Jake Nicholson portrays the Balladeer (left) and Patrick Ostrander portrays assassin John Wilkes Booth in KIDSTAGE’s ‘Assassins.’ By Jean Johnson/Village Theatre

Some names live on in eternal infamy. John Wilkes Booth and Lee Harvey Oswald come to mind.

Others ended up relegated in history textbooks. Charles Guiteau and Leon Czolgosz faded into the footnotes.

Lynette “Squeaky” Fromme and Sara Jane Moore turned into comedians’ punch lines after botched assassination attempts.

The assassins — and wannabe assassins — of presidents occupy a strange place in U.S. history. The cadre is reviled and, in some cases, forgotten.

Not in “Assassins” — a Stephen Sondheim musical about the strange group. The show opens at Village Theatre’s First Stage Theatre on July 13.

The dark musical is the latest offering from KIDSTAGE, the long-running youth education program at Village Theatre.

The show is designed, directed and performed by high school and college-age students. Though professional mentors offer guidance, “Assassins” is managed from opening number to curtain call by student-actors in the program.

Director Katharine McClain, 20, said “Assassins” adds depth to figures remembered each for a lone, history-altering act.

“Coming into ‘Assassins,’ I didn’t want it ever to be about a bunch of people holding guns and shooting people,” she said.

Still, the subject makes for some strange moments onstage.

“Assassins” reaches a crescendo in a surreal sequence as the other assassins convince Oswald to murder President John F. Kennedy in order to secure a place in history.

The revue-style musical earned a cartful of Tony Awards, including Best Revival of a Musical, for a 2004 Broadway run starring Neil Patrick Harris as Oswald.

If you go


  • Village Theatre — First Stage Theatre
  • 120 Front St. N.
  • July 13-22
  • Showtimes vary
  • $16 to $18
  • 392-2202 or

The musical treats the titular characters as historical figures and not just as villains. The targeted presidents in “Assassins” appear behind masks to keep the focus on the assassins.

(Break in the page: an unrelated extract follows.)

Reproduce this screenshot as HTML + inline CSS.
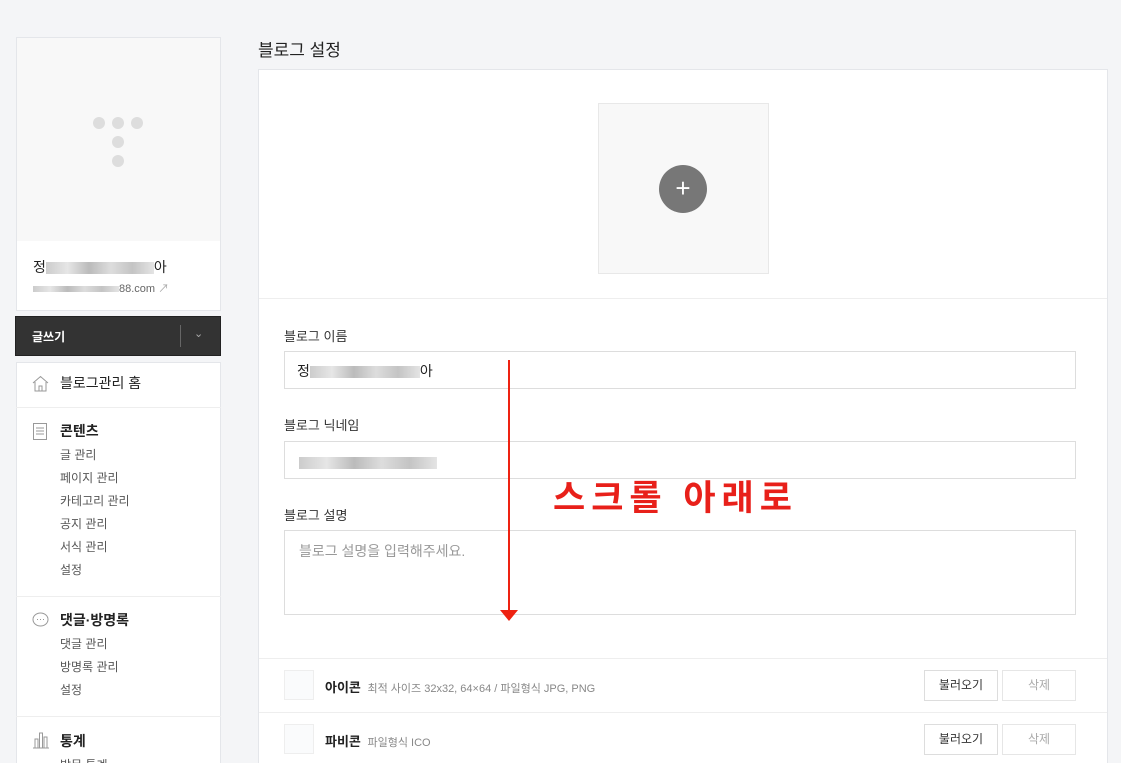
<!DOCTYPE html>
<html><head><meta charset="utf-8"><style>
*{box-sizing:border-box;margin:0;padding:0}
html,body{width:1121px;height:763px;overflow:hidden}
body{background:#f4f5f7;font-family:"Liberation Sans","Noto Sans CJK KR",sans-serif;color:#222;position:relative}
.a{position:absolute}
.box{position:absolute;background:#fff;border:1px solid #e4e6ea}
.blur{display:inline-block;height:12px;background:linear-gradient(90deg,#ccc,#e6e6e6 20%,#bbb 40%,#ddd 60%,#c4c4c4 80%,#e4e4e4);vertical-align:middle}
.lbl{position:absolute;left:284px;font-size:13px;color:#333}
.inp{position:absolute;left:284px;width:792px;border:1px solid #ddd;background:#fff}
.btn{position:absolute;width:74px;height:30px;border:1px solid #ddd;font-size:12px;text-align:center;line-height:28px;background:#fff}
.sub{font-size:12px;color:#555;line-height:23px;padding-left:44px}
.hd{font-size:14px;font-weight:bold;color:#222;padding-left:44px;position:relative;line-height:20px}
</style></head><body>
<div class="box" style="left:16px;top:37px;width:205px;height:205px;background:#f8f8f8"></div>
<div class="a" style="left:93px;top:117px;width:12px;height:12px;border-radius:6px;background:#ddd"></div>
<div class="a" style="left:112px;top:117px;width:12px;height:12px;border-radius:6px;background:#ddd"></div>
<div class="a" style="left:131px;top:117px;width:12px;height:12px;border-radius:6px;background:#ddd"></div>
<div class="a" style="left:112px;top:136px;width:12px;height:12px;border-radius:6px;background:#ddd"></div>
<div class="a" style="left:112px;top:155px;width:12px;height:12px;border-radius:6px;background:#ddd"></div>
<div class="box" style="left:16px;top:241px;width:205px;height:70px;border-top:none"></div>
<div class="a" style="left:33px;top:257px;font-size:14px">정<span class="blur" style="width:108px"></span>아</div>
<div class="a" style="left:33px;top:280px;font-size:11px;color:#666"><span class="blur" style="width:86px;height:6px"></span>88.com <span style="color:#aaa">↗</span></div>
<div class="a" style="left:15px;top:316px;width:206px;height:40px;background:#333;border:1px solid #222"></div>
<div class="a" style="left:32px;top:328px;font-size:12px;color:#fff;font-weight:bold">글쓰기</div>
<div class="a" style="left:180px;top:325px;width:1px;height:22px;background:#666"></div>
<div class="a" style="left:194px;top:327px;font-size:11px;color:#aaa">⌄</div>
<div class="box" style="left:16px;top:362px;width:205px;height:410px"></div>
<div class="a" style="left:16px;top:373px;width:205px;font-size:14px;padding-left:44px;line-height:20px">블로그관리 홈</div>
<svg class="a" style="left:32px;top:375px" width="17" height="17" viewBox="0 0 17 17" fill="none" stroke="#999"><path d="M1 8L8.5 1.5 16 8M3 7v9h11V7M7 16v-5h3v5"/></svg>
<div class="a" style="left:16px;top:407px;width:205px;height:1px;background:#eee"></div>
<div class="a" style="left:16px;top:421px;width:205px"><div class="hd">콘텐츠</div><div class="sub" style="margin-top:3px">글 관리<br>페이지 관리<br>카테고리 관리<br>공지 관리<br>서식 관리<br>설정</div></div>
<svg class="a" style="left:33px;top:423px" width="14" height="17" fill="none" stroke="#999"><rect x=".5" y=".5" width="13" height="16"/><path d="M3 5h8M3 8h8M3 11h8"/></svg>
<div class="a" style="left:16px;top:596px;width:205px;height:1px;background:#eee"></div>
<div class="a" style="left:16px;top:610px;width:205px"><div class="hd">댓글·방명록</div><div class="sub" style="margin-top:3px">댓글 관리<br>방명록 관리<br>설정</div></div>
<svg class="a" style="left:32px;top:612px" width="17" height="16" fill="none" stroke="#999"><ellipse cx="8.5" cy="7.5" rx="7.5" ry="6.5"/><path d="M5 7.5h1M8 7.5h1M11 7.5h1"/></svg>
<div class="a" style="left:16px;top:716px;width:205px;height:1px;background:#eee"></div>
<div class="a" style="left:16px;top:731px;width:205px"><div class="hd">통계</div><div class="sub" style="margin-top:3px">방문 통계</div></div>
<svg class="a" style="left:32px;top:731px" width="18" height="18" fill="none" stroke="#999"><path d="M1 17h16M3 17V8h3v9M7.5 17V2h3v15M12 17V6h3v11"/></svg>

<div class="a" style="left:258px;top:36px;font-size:17px;color:#222">블로그 설정</div>
<div class="box" style="left:258px;top:69px;width:850px;height:720px"></div>
<div class="a" style="left:598px;top:103px;width:171px;height:171px;background:#f8f8f8;border:1px solid #e8e8e8"></div>
<div class="a" style="left:659px;top:165px;width:48px;height:48px;border-radius:24px;background:#777;color:#fff;font-size:26px;text-align:center;line-height:46px">+</div>
<div class="a" style="left:259px;top:298px;width:848px;height:1px;background:#eee"></div>
<div class="lbl" style="top:326px">블로그 이름</div>
<div class="inp" style="top:351px;height:38px;padding:9px 12px;font-size:14px">정<span class="blur" style="width:110px"></span>아</div>
<div class="lbl" style="top:415px">블로그 닉네임</div>
<div class="inp" style="top:441px;height:38px;padding:12px 14px"><span class="blur" style="width:138px"></span></div>
<div class="lbl" style="top:505px">블로그 설명</div>
<div class="inp" style="top:530px;height:85px;padding:10px 14px;font-size:14px;color:#999">블로그 설명을 입력해주세요.</div>
<div class="a" style="left:508px;top:360px;width:2px;height:254px;background:#e21"></div>
<svg class="a" style="left:500px;top:610px" width="18" height="12"><path d="M0 0h18L9 11z" fill="#e21"/></svg>
<div class="a" style="left:553px;top:470px;font-size:35px;font-weight:bold;color:#e8201a;letter-spacing:6px">스크롤 아래로</div>
<div class="a" style="left:259px;top:658px;width:848px;height:1px;background:#eee"></div>
<div class="a" style="left:284px;top:670px;width:30px;height:30px;border:1px solid #eee;background:#fafbfc"></div>
<div class="a" style="left:325px;top:677px;font-size:13px;font-weight:bold">아이콘 <span style="font-weight:normal;font-size:11px;color:#888;margin-left:3px">최적 사이즈 32x32, 64×64 / 파일형식 JPG, PNG</span></div>
<div class="btn" style="left:924px;top:670px;height:31px;color:#333">불러오기</div>
<div class="btn" style="left:1002px;top:670px;height:31px;color:#aaa;border-color:#e6e6e6">삭제</div>
<div class="a" style="left:259px;top:712px;width:848px;height:1px;background:#eee"></div>
<div class="a" style="left:284px;top:724px;width:30px;height:30px;border:1px solid #eee;background:#fafbfc"></div>
<div class="a" style="left:325px;top:731px;font-size:13px;font-weight:bold">파비콘 <span style="font-weight:normal;font-size:11px;color:#888;margin-left:3px">파일형식 ICO</span></div>
<div class="btn" style="left:924px;top:724px;height:31px;color:#333">불러오기</div>
<div class="btn" style="left:1002px;top:724px;height:31px;color:#aaa;border-color:#e6e6e6">삭제</div>
</body></html>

“It’s interesting to see how you can exaggerate but be careful not to be too politically incorrect at the same time,” said Tucker Goodman, 18, “Assassins” production manager and assistant director, and a recent Liberty High School graduate.

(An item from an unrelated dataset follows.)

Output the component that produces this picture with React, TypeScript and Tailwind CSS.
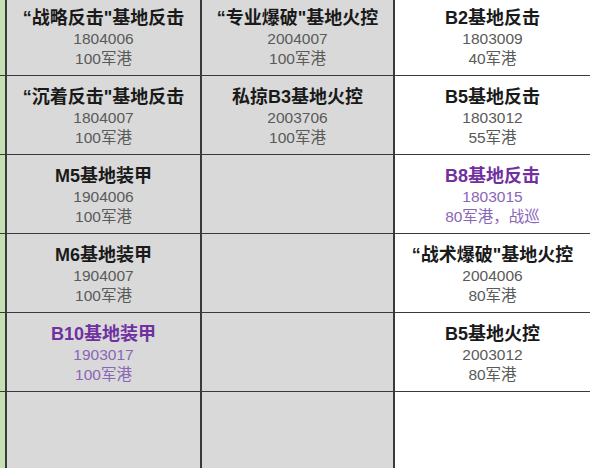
import React from 'react';

type Cell = {
  title: string;
  code: string;
  port: string;
  purple?: boolean;
} | null;

const rows: Cell[][] = [
  [
    { title: '“战略反击"基地反击', code: '1804006', port: '100军港' },
    { title: '“专业爆破"基地火控', code: '2004007', port: '100军港' },
    { title: 'B2基地反击', code: '1803009', port: '40军港' },
  ],
  [
    { title: '“沉着反击"基地反击', code: '1804007', port: '100军港' },
    { title: '私掠B3基地火控', code: '2003706', port: '100军港' },
    { title: 'B5基地反击', code: '1803012', port: '55军港' },
  ],
  [
    { title: 'M5基地装甲', code: '1904006', port: '100军港' },
    null,
    { title: 'B8基地反击', code: '1803015', port: '80军港，战巡', purple: true },
  ],
  [
    { title: 'M6基地装甲', code: '1904007', port: '100军港' },
    null,
    { title: '“战术爆破"基地火控', code: '2004006', port: '80军港' },
  ],
  [
    { title: 'B10基地装甲', code: '1903017', port: '100军港', purple: true },
    null,
    { title: 'B5基地火控', code: '2003012', port: '80军港' },
  ],
  [null, null, null],
];

const CellBox: React.FC<{ cell: Cell; white?: boolean }> = ({ cell, white }) => (
  <div
    className={`h-[78px] pt-[3px] flex flex-col items-center justify-center ${
      white ? 'bg-white' : 'bg-[#d9d9d9]'
    }`}
  >
    {cell && (
      <>
        <div
          className={`text-[18px] font-bold leading-[22px] ${
            cell.purple ? 'text-[#7030a0]' : 'text-[#1a1a1a]'
          }`}
        >
          {cell.title}
        </div>
        <div
          className={`text-[15.5px] leading-[20px] ${
            cell.purple ? 'text-[#8a66b8]' : 'text-[#5a5a5a]'
          }`}
        >
          {cell.code}
        </div>
        <div
          className={`text-[15.5px] leading-[20px] ${
            cell.purple ? 'text-[#8a66b8]' : 'text-[#5a5a5a]'
          }`}
        >
          {cell.port}
        </div>
      </>
    )}
  </div>
);

export default function App() {
  return (
    <div
      className="w-[590px] h-[468px] overflow-hidden bg-white"
      style={{ fontFamily: '"Liberation Sans", "Noto Sans CJK SC", sans-serif' }}
    >
      <div className="-mt-[3px] grid grid-cols-[5px_193px_191px_1fr] gap-x-[2px] gap-y-px bg-[#3a3a3a]">
        {rows.map((row, i) => (
          <React.Fragment key={i}>
            <div className="bg-[#c5e0b3]" />
            <CellBox cell={row[0]} />
            <CellBox cell={row[1]} />
            <CellBox cell={row[2]} white />
          </React.Fragment>
        ))}
      </div>
    </div>
  );
}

Guiteau shot President James Garfield in 1881 at a Washington, D.C., train station. Czolgosz shot President William McKinley in 1901 at the Pan-American Exposition in Buffalo, N.Y.

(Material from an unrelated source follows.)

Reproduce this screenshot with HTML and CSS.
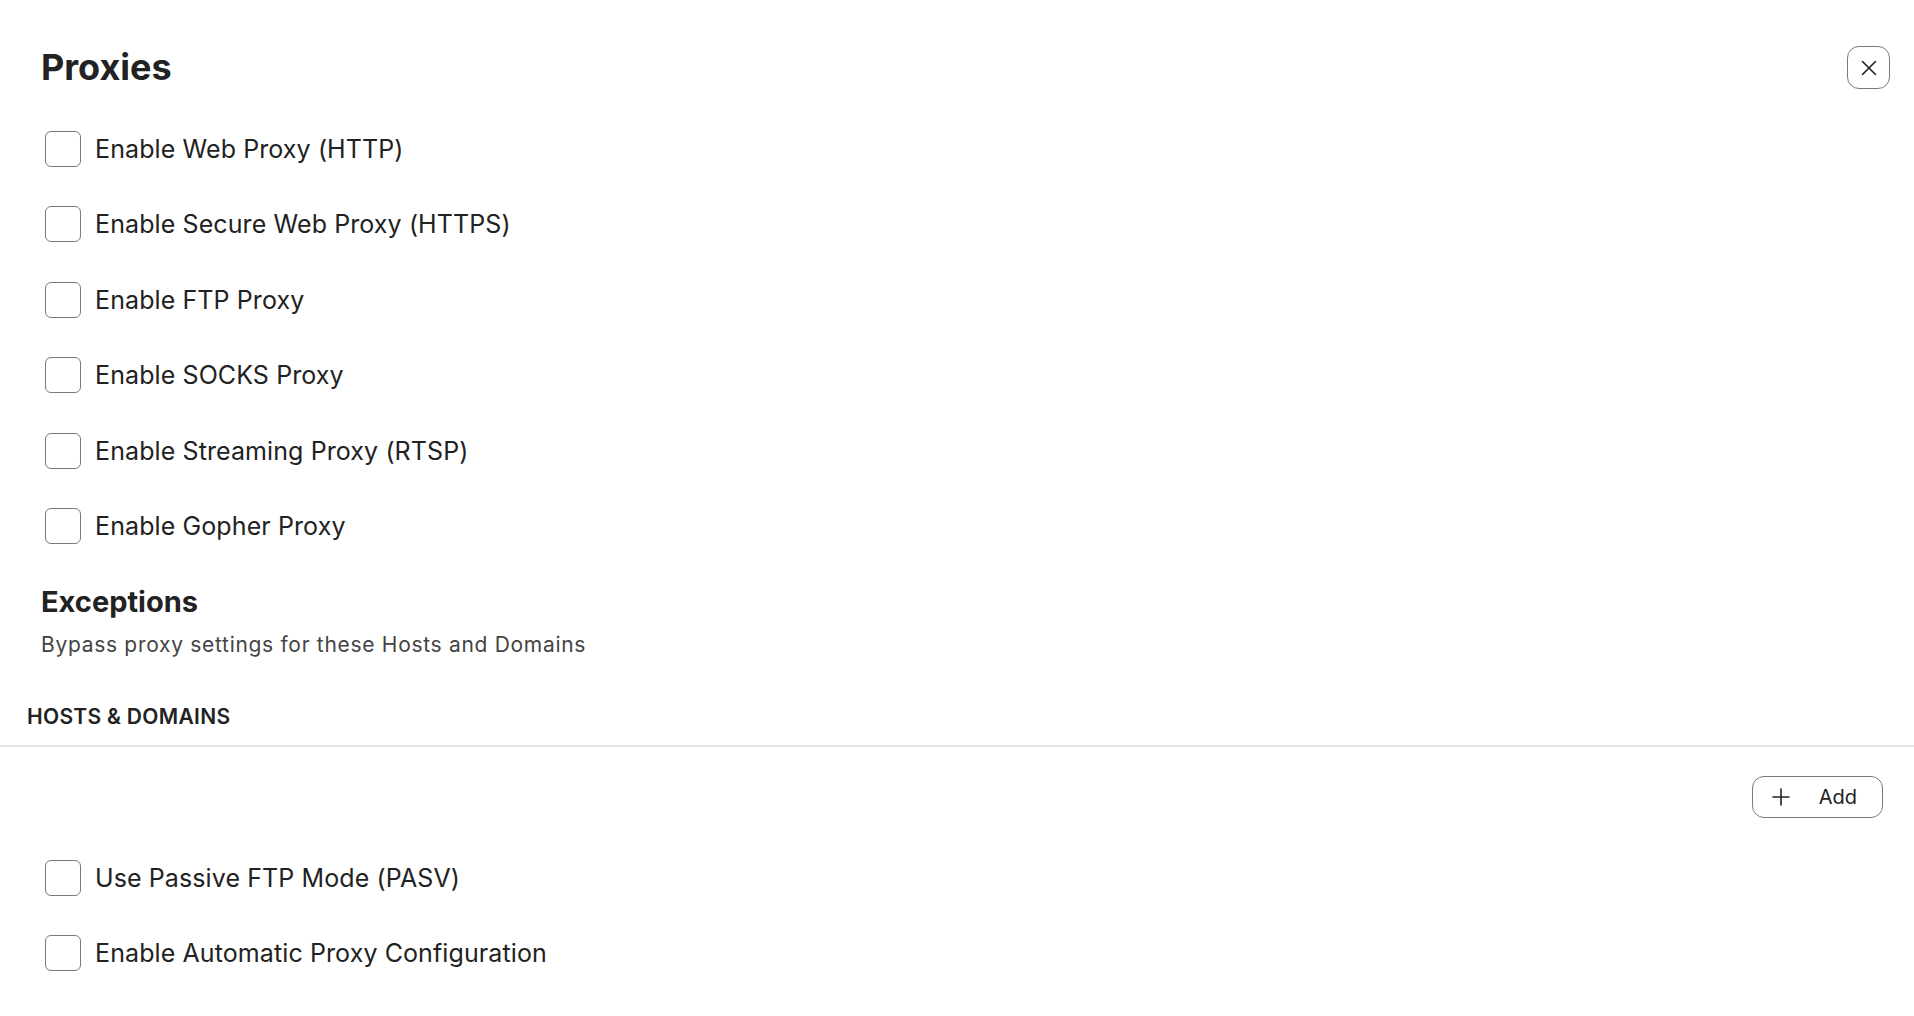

McClain said “Assassins” offers tantalizing glimpses at other outcomes in history.

“If William McKinley had stayed president, what would have happened to America?” she asked. “Theodore Roosevelt, who is arguably one of the greatest presidents, would have never become a president, because he was such a redneck that nobody wanted to vote for him. He became this huge leader for us.”

The performers studied the tragedies and near-misses to understand the characters in the show. The 20-member cast ranges in age from 12 to 20.

“Our ‘Squeaky’ Fromme is 15, and every single day I forget that she’s not 27,” McClain said.

Village Theatre regular Katie Griffith portrays Fromme in the musical. Fromme, a follower of murderer Charles Manson, attempted to assassinate President Gerald Ford in 1975. Moore attempted to assassinate Ford 17 days later.

The actor in the Guiteau role, Zach Barr, read the assassin’s book to learn about the character.

The timing of “Assassins” — in a presidential election year, mere months before Election Day — is also auspicious. The cast received a crash course in the history of presidential politics.

“That dedication is really just reflective of the entire cast,” McClain said. “There’s a huge amount of research happening every day.”